-- Given data --
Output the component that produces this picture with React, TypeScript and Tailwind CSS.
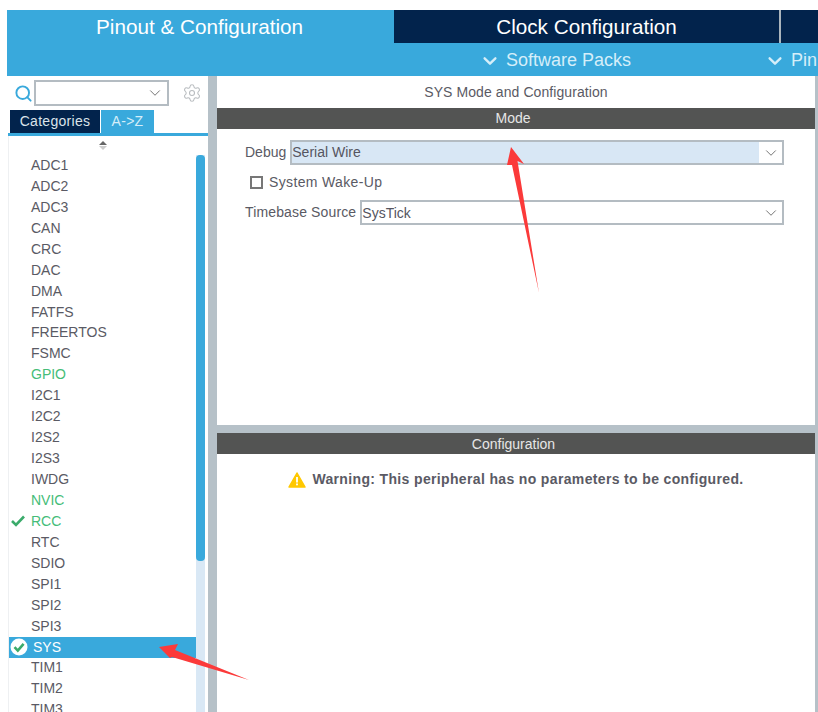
import { ChevronDown, Search, Settings } from "lucide-react";

const peripherals = [
  "ADC1", "ADC2", "ADC3", "CAN", "CRC", "DAC", "DMA", "FATFS", "FREERTOS", "FSMC", "GPIO",
  "I2C1", "I2C2", "I2S2", "I2S3", "IWDG", "NVIC", "RCC", "RTC", "SDIO", "SPI1", "SPI2", "SPI3",
  "SYS", "TIM1", "TIM2",
];

function Select({ value, active }: { value: string; active?: boolean }) {
  return (
    <div className="flex-1 h-[25px] border-2 border-[#b4bcc2] flex items-center bg-white">
      <div className={`flex-1 h-full flex items-center text-[14px] text-[#55555f] ${active ? "bg-[#d8e7f5]" : "pt-px"}`}>
        {value}
      </div>
      <div className="w-[23px] flex justify-center">
        <ChevronDown size={18} strokeWidth={1.2} className="text-[#666]" />
      </div>
    </div>
  );
}

function Row({ name }: { name: string }) {
  if (name === "SYS") {
    return (
      <div className="h-[20.95px] bg-[#39a9dc] flex items-center text-white">
        <svg width="18" height="18" viewBox="0 0 18 18" className="ml-[1px] mr-[5px]">
          <circle cx="9" cy="9" r="8.5" fill="#fff" />
          <path d="M4.5 9.2 L7.8 12.6 L13.6 5.8" fill="none" stroke="#3bab6b" strokeWidth="2.6" />
        </svg>
        {name}
      </div>
    );
  }
  const green = name === "GPIO" || name === "NVIC" || name === "RCC";
  return (
    <div className={`h-[20.95px] flex items-center pl-[22px] relative ${green ? "text-[#45bd78]" : "text-[#5a5a64]"}`}>
      {name === "RCC" && (
        <svg width="14" height="12" viewBox="0 0 14 12" className="absolute left-[2px] top-[4px]">
          <path d="M1 6 L5 10 L13 1.5" fill="none" stroke="#3bab6b" strokeWidth="2.6" />
        </svg>
      )}
      {name}
    </div>
  );
}

export default function App() {
  return (
    <div className="w-[818px] h-[712px] overflow-hidden bg-white flex flex-col pt-[10px] font-['Liberation_Sans',Arial,sans-serif] text-[14px] relative">
      {/* top tabs */}
      <div className="ml-[7px] bg-[#39a9dc] text-white shrink-0">
        <div className="flex h-[33px] text-[20.7px] leading-[33px]">
          <div className="w-[387px] text-center pr-[2px]">Pinout &amp; Configuration</div>
          <div className="w-[385px] bg-[#02234c] text-center">Clock Configuration</div>
          <div className="w-[2px] bg-[#aab4bc]" />
          <div className="flex-1 bg-[#02234c]" />
        </div>
        <div className="flex h-[33px] items-center pt-[2px] text-[18px] text-[#d5eef9] whitespace-nowrap overflow-hidden">
          <div className="ml-[474px] flex items-center gap-[7px]">
            <ChevronDown size={18} strokeWidth={2.6} className="scale-[1.2]" />
            Software Packs
          </div>
          <div className="ml-[135px] flex items-center gap-[7px]">
            <ChevronDown size={18} strokeWidth={2.6} className="scale-[1.2]" />
            Pin
          </div>
        </div>
      </div>

      <div className="flex-1 flex min-h-0">
        {/* left column */}
        <div className="w-[208px] shrink-0 flex flex-col pl-[8px]">
          <div className="h-[34px] flex items-center shrink-0">
            <Search size={19} strokeWidth={2.4} className="text-[#39a9dc] ml-[6px]" />
            <div className="w-[135px] h-[26px] ml-[1px] border-2 border-[#b4bcc2] flex items-center justify-end pr-[3px]">
              <ChevronDown size={18} strokeWidth={1.2} className="text-[#666]" />
            </div>
            <Settings size={20} strokeWidth={1.3} className="text-[#b9bdc0] ml-[13px]" />
          </div>
          <div className="flex pl-[2px] h-[23px] shrink-0 text-[14px] tracking-[0.3px]">
            <div className="w-[90px] bg-[#02234c] text-[#dbe4ea] flex items-center justify-center">Categories</div>
            <div className="w-[53px] ml-px bg-[#39a9dc] text-[#d5eef9] flex items-center justify-center">A-&gt;Z</div>
          </div>
          <div className="h-[3px] bg-[#39a9dc] shrink-0" />
          <div className="flex-1 flex min-h-0 border-l border-[#eef0f2]">
            <div className="flex-1 min-w-0 overflow-hidden">
              <div className="h-[19px] flex justify-center flex-col items-center gap-[1px]">
                <div className="w-0 h-0 border-x-[4px] border-x-transparent border-b-[4px] border-b-[#666]" />
                <div className="w-0 h-0 border-x-[4px] border-x-transparent border-t-[4px] border-t-[#ccc]" />
              </div>
              {peripherals.map((p) => (
                <Row key={p} name={p} />
              ))}
              <div className="h-[13px] overflow-hidden pl-[22px] text-[#5a5a64] leading-[21px]">TIM3</div>
            </div>
            <div className="w-[9px] bg-[#d9e8f5] mt-[19px]">
              <div className="h-[406px] bg-[#39a9dc] rounded-[4px]" />
            </div>
            <div className="w-[3px]" />
          </div>
        </div>

        {/* main panel */}
        <div className="flex-1 flex flex-col bg-[#b6c1c8] pl-[9px] pr-[3px] min-w-0">
          <div className="h-[349px] bg-white flex flex-col shrink-0">
            <div className="h-[31px] flex items-center justify-center pt-px tracking-[0.08px] text-[#5a5a64]">SYS Mode and Configuration</div>
            <div className="h-[21px] mt-[1px] bg-[#535453] text-[#e6e6e6] flex items-center justify-center pr-[6px]">Mode</div>
            <div className="pl-[28px] pr-[31px] pt-[11px] text-[#5a5a64]">
              <div className="flex items-center gap-[4px]">
                Debug
                <Select value="Serial Wire" active />
              </div>
              <label className="flex items-center gap-[6px] h-[35px] pl-[5px] tracking-[0.35px]">
                <span className="w-[13px] h-[13px] border-2 border-[#777]" />
                System Wake-Up
              </label>
              <div className="flex items-center gap-[4px]">
                <span className="tracking-[0.14px]">Timebase Source</span>
                <Select value="SysTick" />
              </div>
            </div>
          </div>
          <div className="flex-1 mt-[8px] bg-white flex flex-col min-h-0">
            <div className="h-[21px] bg-[#535453] text-[#e6e6e6] flex items-center justify-center pr-[5px] pt-px">Configuration</div>
            <div className="h-[51px] flex items-center justify-center gap-[6px] font-bold text-[#5a5a64] tracking-[0.35px]">
              <svg width="18" height="16" viewBox="0 0 18 16">
                <path d="M9 1 L17 15 L1 15 Z" fill="#ffc800" stroke="#ffc800" strokeWidth="1.5" strokeLinejoin="round" />
                <rect x="8.1" y="5" width="1.8" height="5.5" fill="#fff" />
                <rect x="8.1" y="11.5" width="1.8" height="1.8" fill="#fff" />
              </svg>
              Warning: This peripheral has no parameters to be configured.
            </div>
          </div>
        </div>
      </div>

      {/* red annotation arrows */}
      <svg width="818" height="712" viewBox="0 0 818 712" className="absolute left-0 top-0 pointer-events-none">
        <path d="M511 147 L524 164 L517.5 161 L539 293 L512 165 L507 165 Z" fill="#fb3a3a" />
        <path d="M159 647 L178 644 L175 650 L249 680 L172 657 L170 658 Z" fill="#fb3a3a" />
      </svg>
    </div>
  );
}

-- What to produce --
Without including any picture, repeat the data exactly.

-- Response to the exercise --
Output the component that produces this picture with React, TypeScript and Tailwind CSS.
import { ChevronDown, Search, Settings } from "lucide-react";

const peripherals = [
  "ADC1", "ADC2", "ADC3", "CAN", "CRC", "DAC", "DMA", "FATFS", "FREERTOS", "FSMC", "GPIO",
  "I2C1", "I2C2", "I2S2", "I2S3", "IWDG", "NVIC", "RCC", "RTC", "SDIO", "SPI1", "SPI2", "SPI3",
  "SYS", "TIM1", "TIM2",
];

function Select({ value, active }: { value: string; active?: boolean }) {
  return (
    <div className="flex-1 h-[25px] border-2 border-[#b4bcc2] flex items-center bg-white">
      <div className={`flex-1 h-full flex items-center text-[14px] text-[#55555f] ${active ? "bg-[#d8e7f5]" : "pt-px"}`}>
        {value}
      </div>
      <div className="w-[23px] flex justify-center">
        <ChevronDown size={18} strokeWidth={1.2} className="text-[#666]" />
      </div>
    </div>
  );
}

function Row({ name }: { name: string }) {
  if (name === "SYS") {
    return (
      <div className="h-[20.95px] bg-[#39a9dc] flex items-center text-white">
        <svg width="18" height="18" viewBox="0 0 18 18" className="ml-[1px] mr-[5px]">
          <circle cx="9" cy="9" r="8.5" fill="#fff" />
          <path d="M4.5 9.2 L7.8 12.6 L13.6 5.8" fill="none" stroke="#3bab6b" strokeWidth="2.6" />
        </svg>
        {name}
      </div>
    );
  }
  const green = name === "GPIO" || name === "NVIC" || name === "RCC";
  return (
    <div className={`h-[20.95px] flex items-center pl-[22px] relative ${green ? "text-[#45bd78]" : "text-[#5a5a64]"}`}>
      {name === "RCC" && (
        <svg width="14" height="12" viewBox="0 0 14 12" className="absolute left-[2px] top-[4px]">
          <path d="M1 6 L5 10 L13 1.5" fill="none" stroke="#3bab6b" strokeWidth="2.6" />
        </svg>
      )}
      {name}
    </div>
  );
}

export default function App() {
  return (
    <div className="w-[818px] h-[712px] overflow-hidden bg-white flex flex-col pt-[10px] font-['Liberation_Sans',Arial,sans-serif] text-[14px] relative">
      {/* top tabs */}
      <div className="ml-[7px] bg-[#39a9dc] text-white shrink-0">
        <div className="flex h-[33px] text-[20.7px] leading-[33px]">
          <div className="w-[387px] text-center pr-[2px]">Pinout &amp; Configuration</div>
          <div className="w-[385px] bg-[#02234c] text-center">Clock Configuration</div>
          <div className="w-[2px] bg-[#aab4bc]" />
          <div className="flex-1 bg-[#02234c]" />
        </div>
        <div className="flex h-[33px] items-center pt-[2px] text-[18px] text-[#d5eef9] whitespace-nowrap overflow-hidden">
          <div className="ml-[474px] flex items-center gap-[7px]">
            <ChevronDown size={18} strokeWidth={2.6} className="scale-[1.2]" />
            Software Packs
          </div>
          <div className="ml-[135px] flex items-center gap-[7px]">
            <ChevronDown size={18} strokeWidth={2.6} className="scale-[1.2]" />
            Pin
          </div>
        </div>
      </div>

      <div className="flex-1 flex min-h-0">
        {/* left column */}
        <div className="w-[208px] shrink-0 flex flex-col pl-[8px]">
          <div className="h-[34px] flex items-center shrink-0">
            <Search size={19} strokeWidth={2.4} className="text-[#39a9dc] ml-[6px]" />
            <div className="w-[135px] h-[26px] ml-[1px] border-2 border-[#b4bcc2] flex items-center justify-end pr-[3px]">
              <ChevronDown size={18} strokeWidth={1.2} className="text-[#666]" />
            </div>
            <Settings size={20} strokeWidth={1.3} className="text-[#b9bdc0] ml-[13px]" />
          </div>
          <div className="flex pl-[2px] h-[23px] shrink-0 text-[14px] tracking-[0.3px]">
            <div className="w-[90px] bg-[#02234c] text-[#dbe4ea] flex items-center justify-center">Categories</div>
            <div className="w-[53px] ml-px bg-[#39a9dc] text-[#d5eef9] flex items-center justify-center">A-&gt;Z</div>
          </div>
          <div className="h-[3px] bg-[#39a9dc] shrink-0" />
          <div className="flex-1 flex min-h-0 border-l border-[#eef0f2]">
            <div className="flex-1 min-w-0 overflow-hidden">
              <div className="h-[19px] flex justify-center flex-col items-center gap-[1px]">
                <div className="w-0 h-0 border-x-[4px] border-x-transparent border-b-[4px] border-b-[#666]" />
                <div className="w-0 h-0 border-x-[4px] border-x-transparent border-t-[4px] border-t-[#ccc]" />
              </div>
              {peripherals.map((p) => (
                <Row key={p} name={p} />
              ))}
              <div className="h-[13px] overflow-hidden pl-[22px] text-[#5a5a64] leading-[21px]">TIM3</div>
            </div>
            <div className="w-[9px] bg-[#d9e8f5] mt-[19px]">
              <div className="h-[406px] bg-[#39a9dc] rounded-[4px]" />
            </div>
            <div className="w-[3px]" />
          </div>
        </div>

        {/* main panel */}
        <div className="flex-1 flex flex-col bg-[#b6c1c8] pl-[9px] pr-[3px] min-w-0">
          <div className="h-[349px] bg-white flex flex-col shrink-0">
            <div className="h-[31px] flex items-center justify-center pt-px tracking-[0.08px] text-[#5a5a64]">SYS Mode and Configuration</div>
            <div className="h-[21px] mt-[1px] bg-[#535453] text-[#e6e6e6] flex items-center justify-center pr-[6px]">Mode</div>
            <div className="pl-[28px] pr-[31px] pt-[11px] text-[#5a5a64]">
              <div className="flex items-center gap-[4px]">
                Debug
                <Select value="Serial Wire" active />
              </div>
              <label className="flex items-center gap-[6px] h-[35px] pl-[5px] tracking-[0.35px]">
                <span className="w-[13px] h-[13px] border-2 border-[#777]" />
                System Wake-Up
              </label>
              <div className="flex items-center gap-[4px]">
                <span className="tracking-[0.14px]">Timebase Source</span>
                <Select value="SysTick" />
              </div>
            </div>
          </div>
          <div className="flex-1 mt-[8px] bg-white flex flex-col min-h-0">
            <div className="h-[21px] bg-[#535453] text-[#e6e6e6] flex items-center justify-center pr-[5px] pt-px">Configuration</div>
            <div className="h-[51px] flex items-center justify-center gap-[6px] font-bold text-[#5a5a64] tracking-[0.35px]">
              <svg width="18" height="16" viewBox="0 0 18 16">
                <path d="M9 1 L17 15 L1 15 Z" fill="#ffc800" stroke="#ffc800" strokeWidth="1.5" strokeLinejoin="round" />
                <rect x="8.1" y="5" width="1.8" height="5.5" fill="#fff" />
                <rect x="8.1" y="11.5" width="1.8" height="1.8" fill="#fff" />
              </svg>
              Warning: This peripheral has no parameters to be configured.
            </div>
          </div>
        </div>
      </div>

      {/* red annotation arrows */}
      <svg width="818" height="712" viewBox="0 0 818 712" className="absolute left-0 top-0 pointer-events-none">
        <path d="M511 147 L524 164 L517.5 161 L539 293 L512 165 L507 165 Z" fill="#fb3a3a" />
        <path d="M159 647 L178 644 L175 650 L249 680 L172 657 L170 658 Z" fill="#fb3a3a" />
      </svg>
    </div>
  );
}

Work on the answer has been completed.